The End of Advertising by Michael Mignano was thought-provoking, but not for the reasons I expected.
Anyone who optimizes for growing their viewership or audience, from independent authors to businesses, is foolish to ignore search engine optimization (SEO). Like it or not, it works, driving content to more potential viewers.
And where there’s a system to game, there’s a marketplace of solutions to help you game it.
He alludes to the fact that generative AI (GenAI) platforms are going to incorporate ads, and I’m sure they’ll dominate the advertising ecosystem over time. The unexpected thought that his article provoked: what will happen to the creator ecosystem, and the millions (billions?) of dollars that have been poured into the SEO industrial complex?
Consider these assertions:
- We’ll find and consume content increasingly via GenAI products like ChatGPT and Perplexity, rather than traditional search engines.
- GenAI will sometimes link back to original sources, either by design (as Perplexity does), by user request, or perhaps original sources will appear as ads?
If these are true, and I believe they are, then there may be a new system to game: being the first to provide authoritative content to GenAI engines in hopes they drive traffic to your source.

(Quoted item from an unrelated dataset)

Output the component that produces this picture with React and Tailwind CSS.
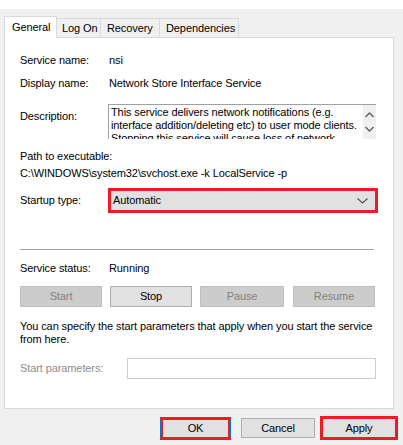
import React from "react";

function Btn({ children, disabled, className = "" }) {
  return (
    <div
      className={
        "flex items-center justify-center h-[21px] w-[82px] border " +
        (disabled
          ? "bg-[#cccccc] border-[#bfbfbf] text-[#838383] "
          : "bg-[#e1e1e1] border-[#adadad] text-black ") +
        className
      }
    >
      {children}
    </div>
  );
}

function Chevron({ up }) {
  return (
    <svg width="9" height="6" viewBox="0 0 9 6" className="block">
      <path
        d={up ? "M0.5 5 L4.5 1 L8.5 5" : "M0.5 1 L4.5 5 L8.5 1"}
        fill="none"
        stroke="#606060"
        strokeWidth="1.4"
      />
    </svg>
  );
}

export default function App() {
  return (
    <div
      className="w-[403px] h-[445px] bg-[#f0f0f0] overflow-hidden text-[11px] leading-[15px] tracking-[-0.1px] text-black"
      style={{ fontFamily: '"Liberation Sans", Arial, sans-serif' }}
    >
      <div className="h-[9px] bg-white" />
      {/* Tabs */}
      <div className="flex items-end h-[28px] pl-[4px]">
        <div className="relative z-10 w-[53px] h-[22px] -mb-[1px] pl-[7px] pt-[3px] bg-white border border-b-0 border-[#d9d9d9]">
          General
        </div>
        <div className="w-[44px] h-[19px] pl-[5px] pt-[2px] bg-[#f0f0f0] border border-l-0 border-b-0 border-[#d9d9d9]">
          Log On
        </div>
        <div className="w-[59px] h-[19px] pl-[6px] pt-[2px] bg-[#f0f0f0] border border-l-0 border-b-0 border-[#d9d9d9]">
          Recovery
        </div>
        <div className="w-[79px] h-[19px] pl-[6px] pt-[2px] bg-[#f0f0f0] border border-l-0 border-b-0 border-[#d9d9d9]">
          Dependencies
        </div>
      </div>
      {/* Panel */}
      <div className="ml-[4px] w-[390px] h-[372px] bg-white border border-[#d9d9d9] flex flex-col pl-[15px]">
        <div className="mt-[11px] h-[22px] flex items-center">
          <div className="w-[89px]">Service name:</div>
          <div>nsi</div>
        </div>
        <div className="mt-[1px] h-[22px] flex items-center">
          <div className="w-[89px]">Display name:</div>
          <div>Network Store Interface Service</div>
        </div>
        <div className="mt-[10px] h-[35px] flex">
          <div className="w-[88px] pt-[5px]">Description:</div>
          <div className="w-[268px] h-[35px] border-t border-l border-[#a0a0a0] flex overflow-hidden">
            <div className="flex-1 pl-[2px] pt-[1px] leading-[13px]">
              This service delivers network notifications (e.g. interface addition/deleting etc) to user mode clients. Stopping this service will cause loss of network
            </div>
            <div className="w-[13px] bg-[#f0f0f0] flex flex-col items-center pt-[7px] gap-[8px]">
              <Chevron up />
              <Chevron />
            </div>
          </div>
        </div>
        <div className="mt-[10px] h-[15px]">Path to executable:</div>
        <div className="mt-[2px] h-[15px]">
          C:\WINDOWS\system32\svchost.exe -k LocalService -p
        </div>
        <div className="mt-[7px] h-[25px] flex items-center">
          <div className="w-[88px]">Startup type:</div>
          <div className="w-[270px] h-[25px] border-[3px] border-[#ed1c24] bg-[#e1e1e1] flex items-center justify-between pl-[2px] pr-[7px]">
            <span>Automatic</span>
            <svg width="11" height="6" viewBox="0 0 11 6">
              <path d="M0.5 0.5 L5.5 5 L10.5 0.5" fill="none" stroke="#505050" strokeWidth="1.1" />
            </svg>
          </div>
        </div>
        <div className="mt-[36px] w-[354px] h-[1px] bg-[#a0a0a0]" />
        <div className="mt-[11px] h-[15px] flex items-center">
          <div className="w-[89px]">Service status:</div>
          <div>Running</div>
        </div>
        <div className="mt-[10px] flex gap-[8px]">
          <Btn disabled>Start</Btn>
          <Btn>Stop</Btn>
          <Btn disabled className="w-[84px]">Pause</Btn>
          <Btn disabled className="ml-[1px]">Resume</Btn>
        </div>
        <div className="mt-[13px] leading-[13px] w-[360px]">
          You can specify the start parameters that apply when you start the service from here.
        </div>
        <div className="mt-[12px] flex items-center h-[21px]">
          <div className="w-[107px] text-[#8d8d8d]">Start parameters:</div>
          <div className="w-[249px] h-[21px] border border-[#cccccc]" />
        </div>
      </div>
      {/* Bottom buttons */}
      <div className="flex mt-[7px] pl-[160px] items-center h-[24px]">
        <div className="w-[71px] h-[23px] border-[3px] border-[#ed1c24] bg-[#e1e1e1] flex items-center justify-center relative">
          <div className="absolute -left-[3px] top-0 bottom-0 w-[1px] bg-[#0078d7]" />
          <div className="absolute -right-[3px] top-0 bottom-0 w-[1px] bg-[#0078d7]" />
          OK
        </div>
        <div className="ml-[10px] w-[74px] h-[20px] border border-[#adadad] bg-[#e1e1e1] flex items-center justify-center">
          Cancel
        </div>
        <div className="ml-[5px] w-[78px] h-[24px] border-[3px] border-[#ed1c24] bg-[#e1e1e1] flex items-center justify-center">
          Apply
        </div>
      </div>
    </div>
  );
}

The Internet is already being littered with talk of Generative Engine Optimization (GEO). But GEO thus far is focused on how to optimize content structure for summarization and reference by GenAI engines. Step #1 in GEO how-tos is “Do all of the SEO things.” This is surely important in 2024, but where’s the puck going?
A napkin drawing.
If there are predictions to be made:
- We’ll see capitulation in the game of GenAI keep-away.
- GenAI engines will be increasingly connected and increasingly quick to provide results that blend the best of the models with the best results from the web.
- The new game will be creating content and then feeding it immediately and in specific ways to GenAI engines (effectively “GenAI content stuffing”), resulting in a new way of thinking about “authority” or “rank” that increasingly cuts out traditional search engines.
Search engines aren’t going away overnight, or even in the next decade. But they’re a costly means to an end for both creators, who have to optimize for them, and GenAI platforms, which have to wait on them, potentially license results from them, and generally depend on them. For both of these constituencies, the search engine becomes both a boat anchor and a tax, and both will be increasingly motivated to cut them out of the equation.